Scott Weiland’s family issues statement asking fans not to glamorize his addiction
Former Stone Temple Pilots and Velvet Revolver frontman Scott Weiland died on December 3, and some of his old bandmates released a statement in the days that followed in which they paid tribute to the man and commented on how much they’d miss him. Now, Mary Forsberg, his ex-wife and the mother of his children, has written an essay for Rolling Stone that takes a different tone. Instead of a salute to Weiland’s life, it’s a plea for Weiland’s fans to not glamorize his death, and it’s predictably brutal hearing about how his struggles with addiction impacted his family.
She opens the essay by explaining that the rest of the world will use December 3 as the day to mourn Scott Weiland, noting it as “the last day he could be propped up in front of a microphone for the financial benefit or enjoyment of others,” but she says Weiland’s children “lost their father years ago,” and “what they truly lost on December 3 was hope.” She also references situations in which she would try to shield the kids from their father’s addiction or temporarily clean him up in order to give them “a feeling of normalcy with their dad.” Eventually, though, Weiland drifted away from his family, remarried, and had even less of a relationship with his children. Fosberg says she isn’t doing this “to cast judgment,” but “because you most likely know at least one child in the same shoes” as Weiland’s and should be aware of what they’re going through.

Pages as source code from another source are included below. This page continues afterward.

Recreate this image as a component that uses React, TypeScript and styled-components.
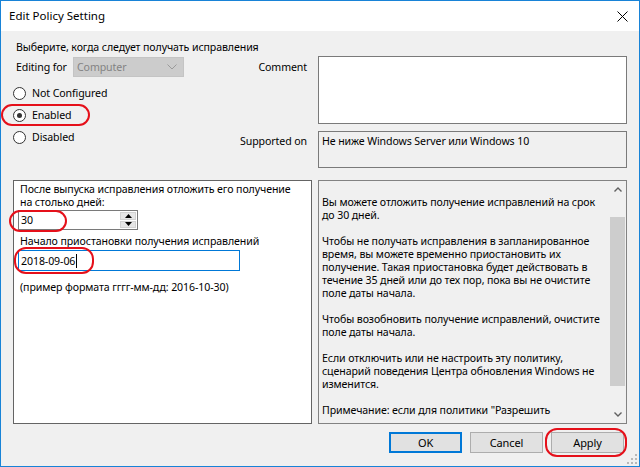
import styled, { createGlobalStyle } from "styled-components";

const GlobalStyle = createGlobalStyle`
  html, body {
    margin: 0;
    padding: 0;
    background: #ffffff;
  }
  body {
    font-family: "Noto Sans", "Liberation Sans", sans-serif;
    font-size: 10.6px;
    letter-spacing: -0.1px;
    color: #000;
  }
  * {
    box-sizing: border-box;
  }
`;

const helpParagraphs = [
  ["Вы можете отложить получение исправлений на срок", "до 30 дней."],
  [
    "Чтобы не получать исправления в запланированное",
    "время, вы можете временно приостановить их",
    "получение. Такая приостановка будет действовать в",
    "течение 35 дней или до тех пор, пока вы не очистите",
    "поле даты начала.",
  ],
  ["Чтобы возобновить получение исправлений, очистите", "поле даты начала."],
  [
    "Если отключить или не настроить эту политику,",
    "сценарий поведения Центра обновления Windows не",
    "изменится.",
  ],
  ["Примечание: если для политики \"Разрешить"],
];

const radios = [
  { label: "Not Configured", checked: false },
  { label: "Enabled", checked: true },
  { label: "Disabled", checked: false },
];

export default function App() {
  return (
    <>
      <GlobalStyle />
      <Window>
        <TitleBar>
          <Title>Edit Policy Setting</Title>
          <svg width="11" height="11" viewBox="0 0 11 11">
            <path d="M0.5 0.5 L10.5 10.5 M10.5 0.5 L0.5 10.5" stroke="#000" strokeWidth="1" />
          </svg>
        </TitleBar>

        <Body>
          <TopGrid>
            <Heading>Выберите, когда следует получать исправления</Heading>
            <LeftCell>
              <EditingRow>
                <FieldLabel>Editing for</FieldLabel>
                <Select>
                  <span>Computer</span>
                  <svg width="10" height="6" viewBox="0 0 10 6">
                    <polyline points="0.5,0.5 5,5 9.5,0.5" fill="none" stroke="#9a9a9a" strokeWidth="1" />
                  </svg>
                </Select>
                <SideLabel>Comment</SideLabel>
              </EditingRow>
              <StateRow>
                <RadioGroup>
                  {radios.map((r) => (
                    <RadioItem key={r.label}>
                      <RadioCircle $checked={r.checked} />
                      {r.label}
                      {r.checked && <Marker $left={-12} $top={0} $w={89} $h={22} />}
                    </RadioItem>
                  ))}
                </RadioGroup>
                <SideLabel $bottom>Supported on</SideLabel>
              </StateRow>
            </LeftCell>
            <RightCell>
              <CommentBox />
              <SupportedBox>Не ниже Windows Server или Windows 10</SupportedBox>
            </RightCell>
          </TopGrid>

          <PanelsGrid>
            <OptionsPanel>
              <OptionLabel>
                После выпуска исправления отложить его получение
                <br />
                на столько дней:
              </OptionLabel>
              <SpinBox>
                <SpinValue>30</SpinValue>
                <SpinButtons>
                  <SpinButton>
                    <svg width="7" height="4" viewBox="0 0 7 4">
                      <polygon points="3.5,0 7,4 0,4" fill="#000" />
                    </svg>
                  </SpinButton>
                  <SpinButton>
                    <svg width="7" height="4" viewBox="0 0 7 4">
                      <polygon points="0,0 7,0 3.5,4" fill="#000" />
                    </svg>
                  </SpinButton>
                </SpinButtons>
                <Marker $left={-10} $top={-1} $w={58} $h={22} />
              </SpinBox>
              <OptionLabel $gap={5}>Начало приостановки получения исправлений</OptionLabel>
              <DateInput>
                2018-09-06
                <Caret />
                <Marker $left={-5} $top={-4} $w={80} $h={27} />
              </DateInput>
              <OptionLabel $gap={10}>(пример формата гггг-мм-дд: 2016-10-30)</OptionLabel>
            </OptionsPanel>

            <HelpPanel>
              <HelpText>
                {helpParagraphs.map((p, i) => (
                  <HelpParagraph key={i}>
                    {p.map((line) => (
                      <div key={line}>{line}</div>
                    ))}
                  </HelpParagraph>
                ))}
              </HelpText>
              <Scrollbar>
                <ScrollArrow>
                  <svg width="8" height="5" viewBox="0 0 8 5">
                    <polyline points="0.5,4.5 4,1 7.5,4.5" fill="none" stroke="#606060" strokeWidth="1.4" />
                  </svg>
                </ScrollArrow>
                <ScrollTrack>
                  <ScrollThumb />
                </ScrollTrack>
                <ScrollArrow>
                  <svg width="8" height="5" viewBox="0 0 8 5">
                    <polyline points="0.5,0.5 4,4 7.5,0.5" fill="none" stroke="#606060" strokeWidth="1.4" />
                  </svg>
                </ScrollArrow>
              </Scrollbar>
            </HelpPanel>
          </PanelsGrid>

          <ButtonRow>
            <Button $default>OK</Button>
            <Button>Cancel</Button>
            <Button>
              Apply
              <Marker $left={-7} $top={-5} $w={82} $h={29} />
            </Button>
          </ButtonRow>
        </Body>

        <Grip width="12" height="12" viewBox="0 0 12 12">
          {[
            [10, 2],
            [10, 6],
            [6, 6],
            [10, 10],
            [6, 10],
            [2, 10],
          ].map(([x, y]) => (
            <rect key={`${x}-${y}`} x={x - 1} y={y - 1} width="2" height="2" fill="#b8b8b8" />
          ))}
        </Grip>
      </Window>
    </>
  );
}

const Window = styled.div`
  position: relative;
  width: 640px;
  height: 467px;
  border: 1px solid #1883d7;
  background: #f0f0f0;
  display: flex;
  flex-direction: column;
  overflow: hidden;
`;

const TitleBar = styled.div`
  height: 30px;
  flex-shrink: 0;
  background: #ffffff;
  display: flex;
  align-items: center;
  justify-content: space-between;
  padding: 0 11px 0 8px;
`;

const Title = styled.span`
  font-size: 11.5px;
  letter-spacing: 0;
  line-height: 14px;
`;

const Body = styled.div`
  display: flex;
  flex-direction: column;
  padding: 9px 12px 0 12px;
`;

const TopGrid = styled.div`
  display: grid;
  grid-template-columns: 299px 309px;
  column-gap: 6px;
`;

const Heading = styled.div`
  grid-column: 1;
  padding-left: 3px;
  line-height: 14px;
  white-space: nowrap;
`;

const LeftCell = styled.div`
  grid-column: 1;
  padding-top: 3px;
  display: flex;
  flex-direction: column;
`;

const RightCell = styled.div`
  grid-column: 2;
  grid-row: 2;
  padding-top: 2px;
  display: flex;
  flex-direction: column;
  gap: 7px;
`;

const EditingRow = styled.div`
  height: 20px;
  display: flex;
  align-items: center;
`;

const FieldLabel = styled.span`
  width: 60px;
  padding-left: 3px;
  white-space: nowrap;
`;

const Select = styled.div`
  width: 111px;
  height: 20px;
  background: #cccccc;
  border: 1px solid #c4c4c4;
  color: #838383;
  display: flex;
  align-items: center;
  justify-content: space-between;
  padding: 0 6px 0 3px;
`;

const SideLabel = styled.span<{ $bottom?: boolean }>`
  margin-left: auto;
  padding-right: 5px;
  line-height: 14px;
  white-space: nowrap;
  align-self: ${(p) => (p.$bottom ? "flex-end" : "center")};
  margin-bottom: ${(p) => (p.$bottom ? "0" : "0")};
`;

const StateRow = styled.div`
  display: flex;
  margin-top: 5px;
`;

const RadioGroup = styled.div`
  display: flex;
  flex-direction: column;
`;

const RadioItem = styled.label`
  position: relative;
  height: 22px;
  display: flex;
  align-items: center;
  gap: 6px;
  white-space: nowrap;
`;

const RadioCircle = styled.span<{ $checked: boolean }>`
  width: 13px;
  height: 13px;
  border-radius: 50%;
  border: 1px solid #333333;
  background: #ffffff;
  display: flex;
  align-items: center;
  justify-content: center;

  &::after {
    content: "";
    display: ${(p) => (p.$checked ? "block" : "none")};
    width: 5px;
    height: 5px;
    border-radius: 50%;
    background: #333333;
  }
`;

const Marker = styled.span<{ $left: number; $top: number; $w: number; $h: number }>`
  position: absolute;
  left: ${(p) => p.$left}px;
  top: ${(p) => p.$top}px;
  width: ${(p) => p.$w}px;
  height: ${(p) => p.$h}px;
  border: 2px solid #e5101a;
  border-radius: 12px;
  pointer-events: none;
`;

const CommentBox = styled.div`
  height: 68px;
  background: #ffffff;
  border: 1px solid #7a7a7a;
`;

const SupportedBox = styled.div`
  height: 37px;
  border: 1px solid #7a7a7a;
  padding: 2px 3px;
  line-height: 14px;
  white-space: nowrap;
`;

const PanelsGrid = styled.div`
  display: grid;
  grid-template-columns: 299px 309px;
  column-gap: 6px;
  height: 244px;
  margin-top: 12px;
`;

const OptionsPanel = styled.div`
  background: #ffffff;
  border: 1px solid #646464;
  padding: 2px 4px 0 4px;
  display: flex;
  flex-direction: column;
  align-items: flex-start;
`;

const OptionLabel = styled.div<{ $gap?: number }>`
  margin-top: ${(p) => p.$gap ?? 0}px;
  padding-left: 2px;
  line-height: 13px;
  white-space: nowrap;
`;

const SpinBox = styled.div`
  position: relative;
  margin-top: 1px;
  width: 120px;
  height: 20px;
  border: 1px solid #7a7a7a;
  display: flex;
`;

const SpinValue = styled.span`
  flex: 1;
  padding-left: 2px;
  line-height: 18px;
`;

const SpinButtons = styled.div`
  width: 17px;
  display: flex;
  flex-direction: column;
  gap: 1px;
  padding: 1px 1px 1px 0;
`;

const SpinButton = styled.div`
  flex: 1;
  background: #e6e6e6;
  border: 1px solid #d2d2d2;
  display: flex;
  align-items: center;
  justify-content: center;
`;

const DateInput = styled.div`
  position: relative;
  margin-top: 2px;
  width: 222px;
  height: 21px;
  border: 1px solid #0078d7;
  padding-left: 2px;
  display: flex;
  align-items: center;
`;

const Caret = styled.span`
  width: 1px;
  height: 14px;
  background: #000;
  margin-left: 1px;
`;

const HelpPanel = styled.div`
  border: 1px solid #828282;
  display: flex;
  overflow: hidden;
`;

const HelpText = styled.div`
  flex: 1;
  padding: 15px 0 0 3px;
  line-height: 13px;
  white-space: nowrap;
  overflow: hidden;
`;

const HelpParagraph = styled.div`
  margin-bottom: 13px;
`;

const Scrollbar = styled.div`
  width: 17px;
  display: flex;
  flex-direction: column;
`;

const ScrollArrow = styled.div`
  height: 17px;
  display: flex;
  align-items: center;
  justify-content: center;
`;

const ScrollTrack = styled.div`
  flex: 1;
  padding: 19px 1px 0 1px;
`;

const ScrollThumb = styled.div`
  height: 169px;
  background: #cdcdcd;
`;

const ButtonRow = styled.div`
  display: flex;
  justify-content: flex-end;
  gap: 8px;
  margin-top: 8px;
  padding-right: 3px;
`;

const Button = styled.div<{ $default?: boolean }>`
  position: relative;
  width: 73px;
  height: 21px;
  background: #e1e1e1;
  border: 1px solid ${(p) => (p.$default ? "#0078d7" : "#adadad")};
  box-shadow: ${(p) => (p.$default ? "inset 0 0 0 1px #0078d7" : "none")};
  font-size: 11px;
  display: flex;
  align-items: center;
  justify-content: center;
`;

const Grip = styled.svg`
  position: absolute;
  right: 1px;
  bottom: 1px;
`;
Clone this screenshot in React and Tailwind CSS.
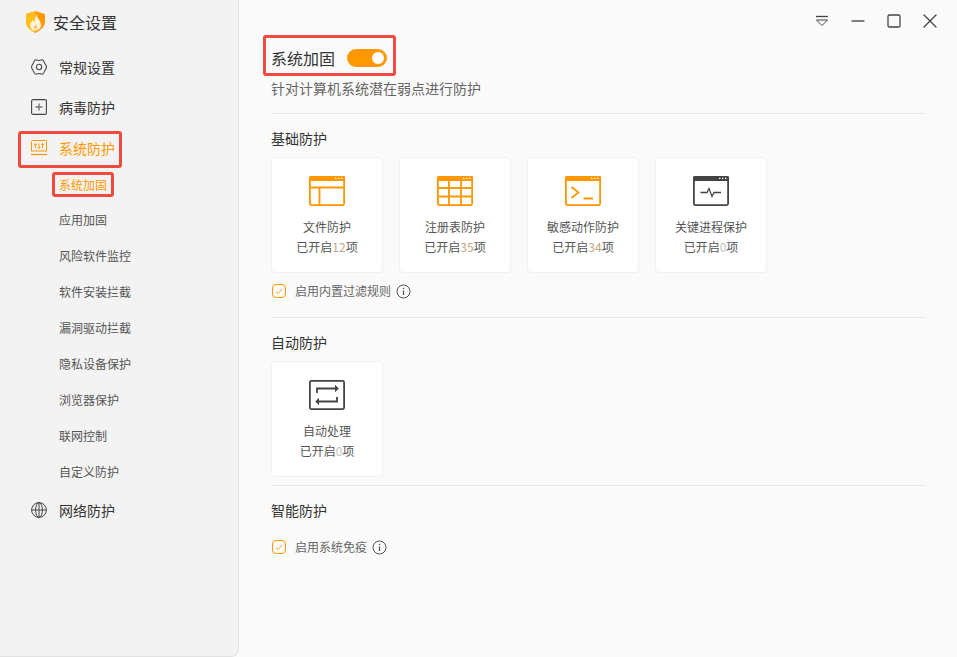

Ultimately, her main point is that what happened to Weiland has happened before and will happen again, but that doesn’t mean society should just accept it and forget about the toll something like this takes on all of the people involves. She sums it up nicely in her final paragraph:
Noah and Lucy never sought perfection from their dad. They just kept hoping for a little effort. If you’re a parent not giving your best effort, all anyone asks is that you try just a little harder and don’t give up. Progress, not perfection, is what your children are praying for. Our hope for Scott has died, but there is still hope for others. Let’s choose to make this the first time we don’t glorify this tragedy with talk of rock and roll and the demons that, by the way, don’t have to come with it. Skip the depressing T-shirt with 1967-2015 on it – use the money to take a kid to a ball game or out for ice cream.